まずは、foldl、foldrを自分で定義してみる。
foldr f z []     = z
foldr f z (x:xs) = x `f` foldr f z xs

foldl f z [] = z
foldl f z (x:xs) = foldl f (f z x) xs

こうやって見てみると、foldlは命令型言語のループに近いと思う。(または、末尾再帰。)
これに対して、foldrは再帰処理のように見える。

 foldrがstack overflowを起こすのは、C++で深い再帰を書いたときにオーバーフローが起こるのと同じ原因。
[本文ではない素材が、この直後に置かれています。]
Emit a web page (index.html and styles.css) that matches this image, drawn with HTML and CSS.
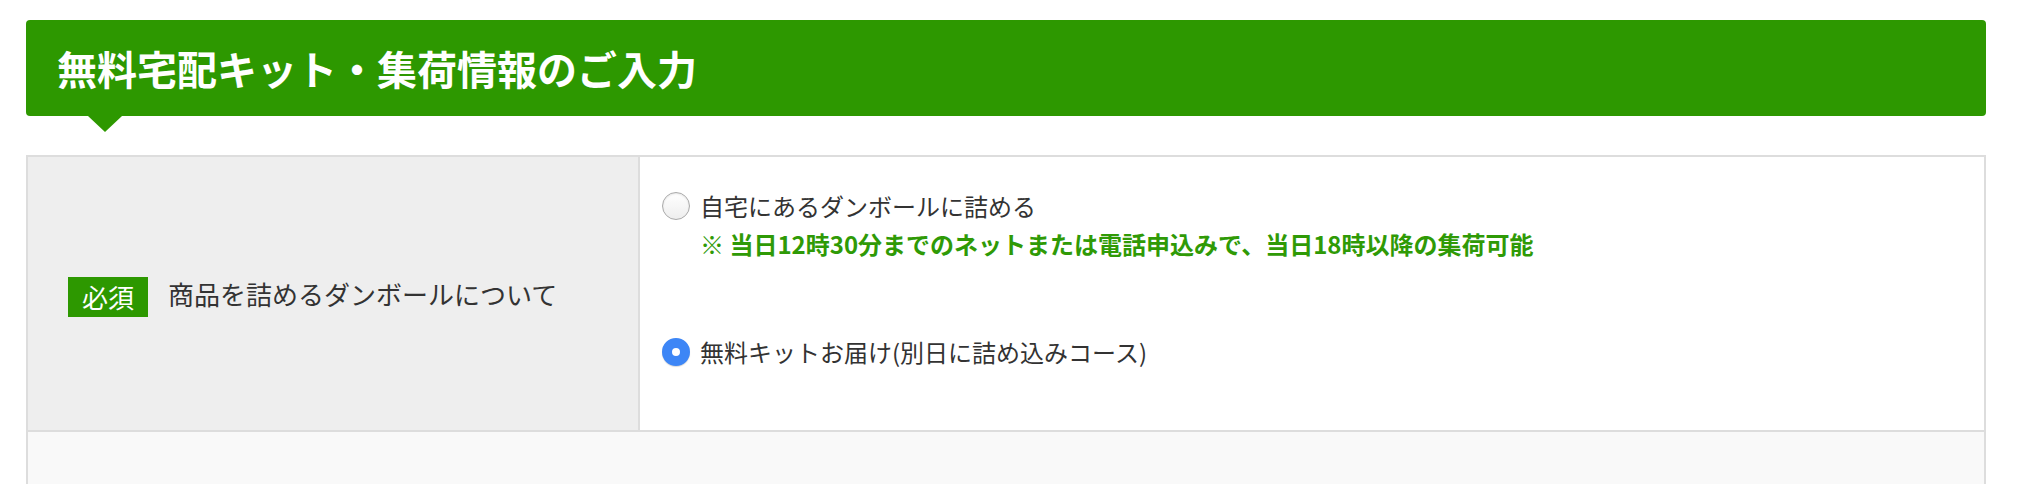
FILE: index.html
```html
<!DOCTYPE html>
<html lang="ja">
<head>
  <meta charset="utf-8">
  <title>無料宅配キット・集荷情報のご入力</title>
  <link rel="stylesheet" href="styles.css">
</head>
<body>

  <div class="page">

    <h2 class="ttl">無料宅配キット・集荷情報のご入力</h2>

    <div class="form_table">
      <div class="row">
        <div class="th">
          <span class="req">必須</span>
          <span class="th_txt">商品を詰めるダンボールについて</span>
        </div>
        <div class="td">
          <label class="opt">
            <input type="radio" name="box">
            <span>自宅にあるダンボールに詰める</span>
          </label>
          <p class="note">※ 当日12時30分までのネットまたは電話申込みで、当日18時以降の集荷可能</p>
          <label class="opt opt_kit">
            <input type="radio" name="box" checked>
            <span>無料キットお届け(別日に詰め込みコース)</span>
          </label>
        </div>
      </div>
      <div class="row next"></div>
    </div>

  </div>

</body>
</html>
```

FILE: styles.css
```css
body{
  margin: 0;
  background-color: #fff;
  color: #333;
  font-family: "Noto Sans CJK JP", "Noto Sans", sans-serif;
}

.page{
  width: 1960px;
  margin: 20px 0 0 26px;
}

/* heading with the little arrow under it */
.ttl{
  position: relative;
  display: flex;
  align-items: center;
  height: 96px;
  margin: 0;
  padding-left: 31px;
  background-color: #2d9800;
  border-radius: 4px;
  color: #fff;
  font-size: 40px;
  font-weight: bold;
}
.ttl::after{
  content: "";
  position: absolute;
  left: 62px;
  top: 100%;
  border-left: 17px solid transparent;
  border-right: 17px solid transparent;
  border-top: 16px solid #2d9800;
}

.form_table{
  margin-top: 39px;
  border: 2px solid #ddd;
  border-bottom: none;
}
.row{
  display: flex;
  height: 273px;
  border-bottom: 2px solid #ddd;
}
.row.next{
  height: 52px;
  border-bottom: none;
  background-color: #f9f9f9;
}

.th{
  box-sizing: border-box;
  width: 612px;
  display: flex;
  align-items: center;
  padding-left: 40px;
  background-color: #eee;
  border-right: 2px solid #ddd;
}
.req{
  margin-top: 7px;
  padding: 0 14px;
  line-height: 40px;
  background-color: #2d9800;
  color: #fff;
  font-size: 26px;
}
.th_txt{
  margin-left: 20px;
  font-size: 26px;
}

.td{
  flex: 1;
  padding: 30px 22px 0;
}
.opt{
  display: flex;
  align-items: center;
  gap: 10px;
  font-size: 24px;
  line-height: 38px;
  cursor: pointer;
}
.opt input{
  appearance: none;
  -webkit-appearance: none;
  box-sizing: border-box;
  width: 28px;
  height: 28px;
  margin: 0;
  border: 1px solid #aaa;
  border-radius: 50%;
  background: linear-gradient(#fff, #eee);
  box-shadow: inset 0 1px 2px rgba(0, 0, 0, 0.1);
}
.opt input:checked{
  border: 10px solid #3d86f6;
  background: #fff;
  box-shadow: 0 1px 1px rgba(0, 0, 0, 0.15);
}
.opt_kit{
  margin-top: 70px;
}
.note{
  margin: 0 0 0 38px;
  color: #2f9a06;
  font-size: 24px;
  font-weight: bold;
  line-height: 38px;
}
```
非末尾型の再帰のような形で式が簡約されるので、現ループの結果を出すために、次のループの結果が必要、次のループを計算するためには、次の次の結果が必要・・・。
というふうになる。結果保持しておかなければいけない値がスタックを圧迫してしまう。

 foldlの場合は、少し違う。遅延評価が関係している。foldrの場合と違って、現ループの結果はその時点で計算できるが、遅延評価のおかげで実際に必要になるまでに評価されない。
結果、thunkがヒープに書きこまれる。(簡約がはじまるまでは、遅延評価はヒープを食いつぶしている。。)実際に必要になったときに簡約が始まるが、外側から(一番深いところ)簡約が始まるため、foldlと同じことが起こってしまう。(詳しくはこのページを参照。)

 これに対してfoldl'を使うと、遅延評価をせずに、すぐにthunkをforceするため、オーバーフローは起こらない。
import Data.List

main = print $ foldl' (+) 0 [1..1000000]

foldl'は次のように定義することができる。
foldl' f z []     = z
foldl' f z (x:xs) = f z x `seq` foldl' f (f z x) xs
ここで、seq x y はxを先に簡約して、y(yはxを参照している)をreturnする関数である。
seqは以下のような書き方もできる。
f $! x = x `seq` f x
これに対して、遅延評価をするために以下のような演算子がある。(この演算子はは良く見るはず。)
f $ x  = f x
 基本的には遅延評価を使うというスタンスで、どうしても遅延評価がパフォーマンスを低下させている場合のみ、正格評価を利用するよう感じで書けばいいと思う。
遅延評価のメリットは、計算を速くすることというよりも、無限長のリストや停止しない処理を定義できることにあると思う。